Appellants' third point is that the court erred in permitting appellee to question Chuppe with reference to the cause of a previous accident in which Chuppe was injured. He was asked if it were not a fact that his previous injury was caused by trying to support himself on a board that he thought was nailed but which, in fact, was loose. Such questions were objected to on the ground that "how he got hurt" in the previous accident was irrelevant and immaterial. The objection was overruled. He was then asked if he did not grab a two by four that he thought was nailed but which, in fact, was not nailed. Chuppe testified that he thought the board he grabbed was nailed but that it was not. Evidence as to what caused his previous injury was not relevant to any issue in this case. The fact that he grabbed a board which he thought was fastened by nails but which was actually lying loose and that as a result he fell and was injured certainly could have caused the jury to believe that Chuppe was habitually negligent and that he was, therefore, probably negligent in walking near the edge of the roof where the brace was missing. He was further asked if he hadn't been warned several times about his "careless habits; the careless manner in which you got around and performed your job?"

Evidence as to the cause of Chuppe's previous injury was not admissible. This and questions indicating Chuppe was habitually careless in performing his work as a carpenter, under the circumstances, were reasonably calculated to cause the jury to find, as it did, that he was negligent on the occasion in question.

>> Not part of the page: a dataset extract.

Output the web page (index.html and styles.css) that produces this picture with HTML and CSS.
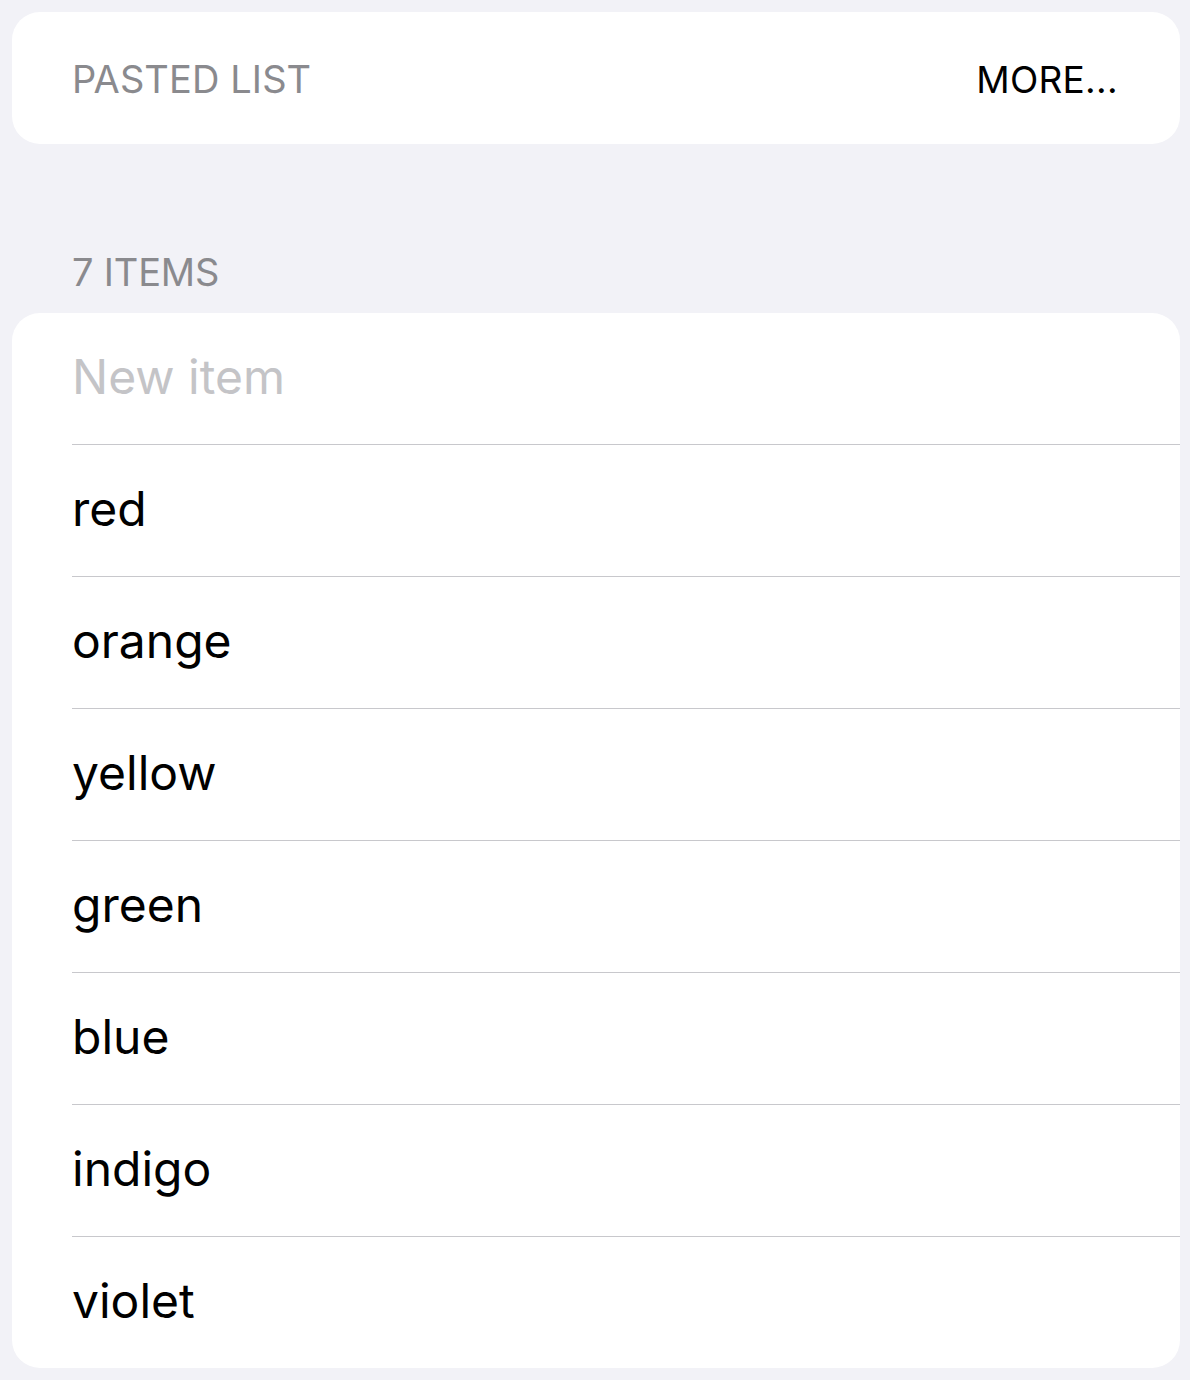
FILE: index.html
```html
<!DOCTYPE html>
<html lang="en">
<head>
<meta charset="utf-8">
<title>Pasted List</title>
<link rel="stylesheet" href="styles.css">
</head>
<body>
<main class="screen">
  <section class="card title-card">
    <span class="title">PASTED LIST</span>
    <span class="more">MORE...</span>
  </section>
  <h2 class="section-header">7 ITEMS</h2>
  <ul class="card list">
    <li class="row placeholder">New item</li>
    <li class="row">red</li>
    <li class="row">orange</li>
    <li class="row">yellow</li>
    <li class="row">green</li>
    <li class="row">blue</li>
    <li class="row">indigo</li>
    <li class="row">violet</li>
  </ul>
</main>
</body>
</html>
```

FILE: styles.css
```css
* { box-sizing: border-box; }
html, body {
  margin: 0;
  padding: 0;
  background: #f2f2f7;
  font-family: Inter, "Noto Sans", "Liberation Sans", sans-serif;
  -webkit-font-smoothing: antialiased;
}
.screen {
  padding: 12px 10px 12px 12px;
  display: flex;
  flex-direction: column;
}
.card {
  background: #ffffff;
  border-radius: 28px;
}
.title-card {
  height: 132px;
  display: flex;
  align-items: center;
  justify-content: space-between;
  padding: 2px 62px 0 60px;
}
.title {
  font-size: 38px;
  color: #8a8a8e;
  letter-spacing: 0.1px;
}
.more {
  font-size: 37px;
  color: #000;
  font-weight: 400;
  letter-spacing: 0.3px;
}
.section-header {
  margin: 0;
  padding: 103px 0 16px 60px;
  font-size: 38px;
  line-height: 50px;
  font-weight: 400;
  color: #8a8a8e;
  letter-spacing: -0.2px;
}
.list {
  list-style: none;
  margin: 0;
  padding: 0 0 0 60px;
}
.row {
  height: 132px;
  display: flex;
  align-items: center;
  padding-bottom: 5px;
  font-size: 48px;
  color: #000;
  border-bottom: 1px solid #c8c8cc;
}
.row:last-child {
  border-bottom: none;
  height: 131px;
}
.placeholder {
  color: #c4c4c7;
}
```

It is evident that the errors in admitting such evidence and the testimony of Dolezol that, in his opinion, Chuppe was negligent, considered in connection with the improper conduct of the juror Crum in advising his fellow jurors that, based on his knowledge and experience in the iron business, Gulf *182 was not negligent in failing to install the brace or give a warning of its absence, because Gulf couldn't do anything until directed by the architect were reasonably calculated to cause the jury to find, as it did, that Chuppe was negligent. We have considered these errors in a study of the entire record and are forced to the conclusion that they probably caused rendition of an improper judgment. The judgment is, therefore, reversed and the cause remanded.